A lei da selva nos jornais

Tenho um amigo contador, dono de empresa de contabilidade e "ex-assinante" de A Gazeta. Hoje eu me encontrei com ele e ouvi: "Álvaro, quando eu vi o balanço de AG do ano passado fiquei impressionado. A empresa estava com patrimônio líquido negativo. Quebrada. Publicou o balanço porque isso é exigência legal, mas creio que a família dona do negócio o estava sustentando".
Eu, que conheço aquela história há muito tempo, também tinha conhecimento  disso. E os jornalistas que trabalham na empresa em cargos de chefia, embora não avisados com antecedência do que iria acontecer, já sabiam que as coisas iam de mal a pior e poderiam mudar. No caso da Rede Gazeta isso era inevitável. O "desenlace" acabou chegando mais cedo do que se imaginava. Do que eu imaginava, pelo menos.
O Globo, Folha de S. Paulo, Estado de São Paulo, Zero Hora e outros jornais - ficaria difícil fazer uma listagem agora - são dirigidos por gerações de famílias de jornalistas. Eles conhecem seus negócios e sabem como tocar o barco. Outras grandes, médias e até algumas pequenas empresas são administradas não por jornalistas mas por administradores de empresas profissionais. Daqueles que recebem a incumbência com carta branca para agir e ganham, além do salário, mais um adicional pelo lucro líquido obtido. A empresa lucra. E se mantém, mesmo em mercado adverso.

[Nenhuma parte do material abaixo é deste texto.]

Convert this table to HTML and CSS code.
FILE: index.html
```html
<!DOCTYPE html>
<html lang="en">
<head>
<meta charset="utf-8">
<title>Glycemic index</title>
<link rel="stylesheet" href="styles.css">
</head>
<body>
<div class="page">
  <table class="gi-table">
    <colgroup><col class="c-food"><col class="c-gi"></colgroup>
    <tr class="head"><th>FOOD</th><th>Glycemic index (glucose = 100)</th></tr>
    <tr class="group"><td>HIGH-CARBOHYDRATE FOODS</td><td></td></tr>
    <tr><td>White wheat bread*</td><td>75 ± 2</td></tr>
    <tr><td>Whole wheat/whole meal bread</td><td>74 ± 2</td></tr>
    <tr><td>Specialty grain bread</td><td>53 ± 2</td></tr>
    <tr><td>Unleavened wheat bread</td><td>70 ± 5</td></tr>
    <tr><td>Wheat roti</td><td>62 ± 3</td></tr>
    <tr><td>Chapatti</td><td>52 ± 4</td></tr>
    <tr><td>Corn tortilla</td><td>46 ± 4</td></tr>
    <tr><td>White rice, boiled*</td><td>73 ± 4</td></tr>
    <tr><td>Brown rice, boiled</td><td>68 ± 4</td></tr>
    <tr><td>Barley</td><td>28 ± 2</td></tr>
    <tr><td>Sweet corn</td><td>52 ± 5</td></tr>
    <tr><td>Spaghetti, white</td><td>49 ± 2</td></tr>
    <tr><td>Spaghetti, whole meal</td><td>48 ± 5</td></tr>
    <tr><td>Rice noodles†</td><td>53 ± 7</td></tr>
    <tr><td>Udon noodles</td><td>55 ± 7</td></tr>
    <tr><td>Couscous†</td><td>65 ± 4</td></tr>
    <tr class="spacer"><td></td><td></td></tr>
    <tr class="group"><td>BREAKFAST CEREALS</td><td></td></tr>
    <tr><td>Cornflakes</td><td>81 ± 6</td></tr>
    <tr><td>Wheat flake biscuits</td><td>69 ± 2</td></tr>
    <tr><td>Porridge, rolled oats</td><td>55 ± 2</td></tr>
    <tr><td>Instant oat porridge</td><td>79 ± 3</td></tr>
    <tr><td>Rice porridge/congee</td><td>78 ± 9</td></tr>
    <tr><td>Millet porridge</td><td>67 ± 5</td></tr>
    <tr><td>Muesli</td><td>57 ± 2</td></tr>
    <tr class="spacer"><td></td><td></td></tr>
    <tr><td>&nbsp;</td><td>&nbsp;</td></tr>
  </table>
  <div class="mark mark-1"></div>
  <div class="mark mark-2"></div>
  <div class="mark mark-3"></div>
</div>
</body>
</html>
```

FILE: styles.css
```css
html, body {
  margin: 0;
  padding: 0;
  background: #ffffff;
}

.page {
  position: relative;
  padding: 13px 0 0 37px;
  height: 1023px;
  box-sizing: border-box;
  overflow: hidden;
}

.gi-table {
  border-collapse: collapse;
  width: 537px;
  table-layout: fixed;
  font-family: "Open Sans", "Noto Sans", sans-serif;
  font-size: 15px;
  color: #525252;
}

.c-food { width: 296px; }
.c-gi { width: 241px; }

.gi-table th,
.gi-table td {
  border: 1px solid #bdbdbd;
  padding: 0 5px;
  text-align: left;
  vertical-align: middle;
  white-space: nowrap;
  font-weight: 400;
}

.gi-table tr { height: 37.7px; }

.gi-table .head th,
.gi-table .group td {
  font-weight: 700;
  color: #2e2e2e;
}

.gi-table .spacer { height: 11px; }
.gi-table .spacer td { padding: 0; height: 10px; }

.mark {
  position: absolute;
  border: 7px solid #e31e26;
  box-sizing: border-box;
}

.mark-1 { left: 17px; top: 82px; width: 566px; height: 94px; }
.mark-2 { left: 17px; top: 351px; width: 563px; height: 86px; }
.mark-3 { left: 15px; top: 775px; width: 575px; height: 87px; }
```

No mundo capitalista as coisas funcionam dessa forma. Há um movimento de pêndulo na vida e no formato dos negócios e todos, sem exceção, tendem a passar por situações de bonança e de dificuldades. Mudanças são inevitáveis e só os competentes sobrevivem. Como na lei da selva, onde até mesmo a reprodução preserva os mais fortes e sacrifica os mais fracos.
O capitalismo é a reprodução da lei da selva no mundo dos negócios!

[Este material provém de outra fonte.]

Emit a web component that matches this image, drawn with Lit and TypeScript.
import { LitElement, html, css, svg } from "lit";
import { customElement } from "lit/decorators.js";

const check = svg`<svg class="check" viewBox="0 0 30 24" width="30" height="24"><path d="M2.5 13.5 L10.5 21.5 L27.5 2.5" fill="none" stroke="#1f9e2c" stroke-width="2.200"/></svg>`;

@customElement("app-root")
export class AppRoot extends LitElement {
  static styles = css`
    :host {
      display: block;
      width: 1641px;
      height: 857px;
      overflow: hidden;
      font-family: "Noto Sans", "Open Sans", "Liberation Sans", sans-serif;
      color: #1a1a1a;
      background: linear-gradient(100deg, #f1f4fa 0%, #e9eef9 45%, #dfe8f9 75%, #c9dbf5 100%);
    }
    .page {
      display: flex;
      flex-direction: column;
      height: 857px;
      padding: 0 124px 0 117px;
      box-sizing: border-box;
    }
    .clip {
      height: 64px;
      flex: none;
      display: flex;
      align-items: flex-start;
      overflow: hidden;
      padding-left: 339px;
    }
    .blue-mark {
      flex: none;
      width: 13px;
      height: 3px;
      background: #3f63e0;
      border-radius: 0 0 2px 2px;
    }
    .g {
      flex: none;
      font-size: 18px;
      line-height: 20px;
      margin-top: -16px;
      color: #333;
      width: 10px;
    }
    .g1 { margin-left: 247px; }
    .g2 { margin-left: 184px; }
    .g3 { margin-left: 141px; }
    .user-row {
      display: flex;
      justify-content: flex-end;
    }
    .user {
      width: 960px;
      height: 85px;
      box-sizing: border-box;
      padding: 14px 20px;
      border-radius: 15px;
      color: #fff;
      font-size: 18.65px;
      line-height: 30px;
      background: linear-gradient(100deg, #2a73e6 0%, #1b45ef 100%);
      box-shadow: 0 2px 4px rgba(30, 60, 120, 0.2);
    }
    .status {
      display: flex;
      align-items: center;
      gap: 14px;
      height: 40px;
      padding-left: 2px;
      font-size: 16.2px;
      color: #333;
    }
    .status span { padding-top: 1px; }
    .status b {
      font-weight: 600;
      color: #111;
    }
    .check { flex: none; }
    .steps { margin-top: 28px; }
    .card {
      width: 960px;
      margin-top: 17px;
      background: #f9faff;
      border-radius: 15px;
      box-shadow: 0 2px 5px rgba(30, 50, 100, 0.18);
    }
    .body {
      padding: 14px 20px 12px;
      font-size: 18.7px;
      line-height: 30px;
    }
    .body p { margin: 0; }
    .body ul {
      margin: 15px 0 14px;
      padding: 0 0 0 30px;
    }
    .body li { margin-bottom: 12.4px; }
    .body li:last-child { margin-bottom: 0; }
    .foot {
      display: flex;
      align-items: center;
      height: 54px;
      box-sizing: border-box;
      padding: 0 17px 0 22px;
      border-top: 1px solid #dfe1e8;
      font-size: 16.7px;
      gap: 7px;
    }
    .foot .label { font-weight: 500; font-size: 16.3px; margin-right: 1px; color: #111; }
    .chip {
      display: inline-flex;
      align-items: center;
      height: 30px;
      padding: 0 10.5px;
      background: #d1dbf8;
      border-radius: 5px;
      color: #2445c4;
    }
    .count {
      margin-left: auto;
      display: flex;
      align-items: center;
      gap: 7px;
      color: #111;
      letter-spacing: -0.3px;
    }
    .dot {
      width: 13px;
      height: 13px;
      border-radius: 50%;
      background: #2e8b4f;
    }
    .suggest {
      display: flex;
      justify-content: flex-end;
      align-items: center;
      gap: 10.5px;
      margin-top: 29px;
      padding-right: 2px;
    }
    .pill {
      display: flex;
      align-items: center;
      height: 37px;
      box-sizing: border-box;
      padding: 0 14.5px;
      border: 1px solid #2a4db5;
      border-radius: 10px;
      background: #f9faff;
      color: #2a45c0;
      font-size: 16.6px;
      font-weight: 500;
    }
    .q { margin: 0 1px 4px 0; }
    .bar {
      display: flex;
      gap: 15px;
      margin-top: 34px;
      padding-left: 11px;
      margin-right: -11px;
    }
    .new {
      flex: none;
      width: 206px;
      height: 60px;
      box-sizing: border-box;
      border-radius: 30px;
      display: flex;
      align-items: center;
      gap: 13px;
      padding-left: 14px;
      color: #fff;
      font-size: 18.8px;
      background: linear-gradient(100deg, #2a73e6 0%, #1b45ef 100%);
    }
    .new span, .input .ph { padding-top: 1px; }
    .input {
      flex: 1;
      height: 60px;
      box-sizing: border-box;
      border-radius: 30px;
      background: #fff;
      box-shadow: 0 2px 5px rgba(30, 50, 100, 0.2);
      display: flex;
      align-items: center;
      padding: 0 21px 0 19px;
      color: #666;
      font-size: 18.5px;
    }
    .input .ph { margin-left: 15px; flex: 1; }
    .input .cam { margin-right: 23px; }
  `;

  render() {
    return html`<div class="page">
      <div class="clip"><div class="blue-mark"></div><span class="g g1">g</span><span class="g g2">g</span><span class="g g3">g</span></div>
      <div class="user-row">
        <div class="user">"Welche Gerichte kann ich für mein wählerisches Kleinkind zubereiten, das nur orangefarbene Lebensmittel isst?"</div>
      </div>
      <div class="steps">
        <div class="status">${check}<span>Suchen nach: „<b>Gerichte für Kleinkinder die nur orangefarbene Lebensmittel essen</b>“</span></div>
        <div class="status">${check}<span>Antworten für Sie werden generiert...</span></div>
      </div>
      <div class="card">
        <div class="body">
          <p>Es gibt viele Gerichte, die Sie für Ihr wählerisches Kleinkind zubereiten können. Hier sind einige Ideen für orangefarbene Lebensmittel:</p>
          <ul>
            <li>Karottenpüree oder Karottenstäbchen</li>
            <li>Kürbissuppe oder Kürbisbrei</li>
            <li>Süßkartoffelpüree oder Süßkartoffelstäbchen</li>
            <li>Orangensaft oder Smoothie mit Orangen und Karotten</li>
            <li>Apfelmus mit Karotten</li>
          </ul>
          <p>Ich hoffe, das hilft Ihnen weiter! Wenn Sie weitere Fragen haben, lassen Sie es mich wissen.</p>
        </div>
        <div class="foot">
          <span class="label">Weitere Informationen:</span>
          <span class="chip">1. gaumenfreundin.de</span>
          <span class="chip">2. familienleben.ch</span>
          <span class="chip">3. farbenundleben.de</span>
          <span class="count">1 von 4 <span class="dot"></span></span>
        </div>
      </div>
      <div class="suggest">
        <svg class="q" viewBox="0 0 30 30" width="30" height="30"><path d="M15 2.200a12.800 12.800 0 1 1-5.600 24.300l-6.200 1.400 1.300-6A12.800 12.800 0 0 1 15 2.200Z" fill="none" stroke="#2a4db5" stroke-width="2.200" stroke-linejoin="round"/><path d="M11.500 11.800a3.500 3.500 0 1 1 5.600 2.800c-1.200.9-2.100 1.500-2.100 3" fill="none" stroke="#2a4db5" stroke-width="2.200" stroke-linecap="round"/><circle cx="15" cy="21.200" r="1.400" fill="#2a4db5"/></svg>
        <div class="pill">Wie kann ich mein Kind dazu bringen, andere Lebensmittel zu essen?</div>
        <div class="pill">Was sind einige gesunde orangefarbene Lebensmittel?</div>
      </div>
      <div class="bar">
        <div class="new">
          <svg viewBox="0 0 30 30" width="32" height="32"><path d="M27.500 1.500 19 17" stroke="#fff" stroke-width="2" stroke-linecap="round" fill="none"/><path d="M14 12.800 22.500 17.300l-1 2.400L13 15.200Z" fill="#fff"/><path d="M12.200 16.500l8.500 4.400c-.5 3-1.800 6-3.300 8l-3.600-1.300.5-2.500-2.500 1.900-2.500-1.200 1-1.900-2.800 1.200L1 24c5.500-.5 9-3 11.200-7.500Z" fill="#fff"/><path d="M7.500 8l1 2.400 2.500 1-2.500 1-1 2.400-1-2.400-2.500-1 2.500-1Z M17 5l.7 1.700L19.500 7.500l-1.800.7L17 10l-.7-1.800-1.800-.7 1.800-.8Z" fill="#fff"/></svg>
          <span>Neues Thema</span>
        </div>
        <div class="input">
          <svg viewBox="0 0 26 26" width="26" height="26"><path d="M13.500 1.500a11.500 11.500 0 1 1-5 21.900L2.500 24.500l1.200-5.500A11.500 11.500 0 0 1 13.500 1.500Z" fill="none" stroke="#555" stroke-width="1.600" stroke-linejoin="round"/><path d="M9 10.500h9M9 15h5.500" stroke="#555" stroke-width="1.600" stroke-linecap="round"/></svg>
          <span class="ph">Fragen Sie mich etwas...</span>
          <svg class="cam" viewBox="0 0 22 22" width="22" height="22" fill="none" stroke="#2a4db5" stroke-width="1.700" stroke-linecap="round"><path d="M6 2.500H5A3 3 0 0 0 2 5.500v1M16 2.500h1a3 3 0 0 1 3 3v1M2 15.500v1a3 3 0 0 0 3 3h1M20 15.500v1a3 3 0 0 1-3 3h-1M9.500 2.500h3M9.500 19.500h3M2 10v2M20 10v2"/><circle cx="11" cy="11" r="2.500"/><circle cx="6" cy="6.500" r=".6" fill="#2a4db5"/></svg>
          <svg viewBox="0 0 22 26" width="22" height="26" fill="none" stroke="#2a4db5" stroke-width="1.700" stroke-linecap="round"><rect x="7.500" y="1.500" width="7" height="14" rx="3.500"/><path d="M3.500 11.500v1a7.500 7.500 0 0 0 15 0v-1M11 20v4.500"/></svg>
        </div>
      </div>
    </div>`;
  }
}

No jornalismo, o fechamento de um jornal diário tradicional é péssimo, sobretudo, quando somente um outro sobrevive na praça. Por mais que a gente queira dizer que o mundo agora é digital, olhar notícias pela tela de um computador, celular ou o que quer que seja é muito diferente de ter uma publicação em mãos. A nova geração talvez discorde, mas ela não tem ainda a força de ser formadora de opinião como as anteriores. Um jornal de internet está longe de ser, hoje, o que é a TV. Afinal, esta está formando opiniões só no Brasil há cerca de 70 anos. É um bom tempo.
Terminei minha conversa com meu amigo contador às gargalhadas. Ele me disse: "E agora, depois de 30 de setembro o que eu vou fazer com o cocô do Mike?". O cachorrinho da família, afinal, era o destinatário do jornal diário já lido. Recomendei a ele assinar o concorrente!
Mas insisto: existe em Vitória, Vila Velha, etc, espaço para um jornal diário de âmbito estadual no Espírito Santo. Isso é saudável até mesmo para manter a democratização da informação.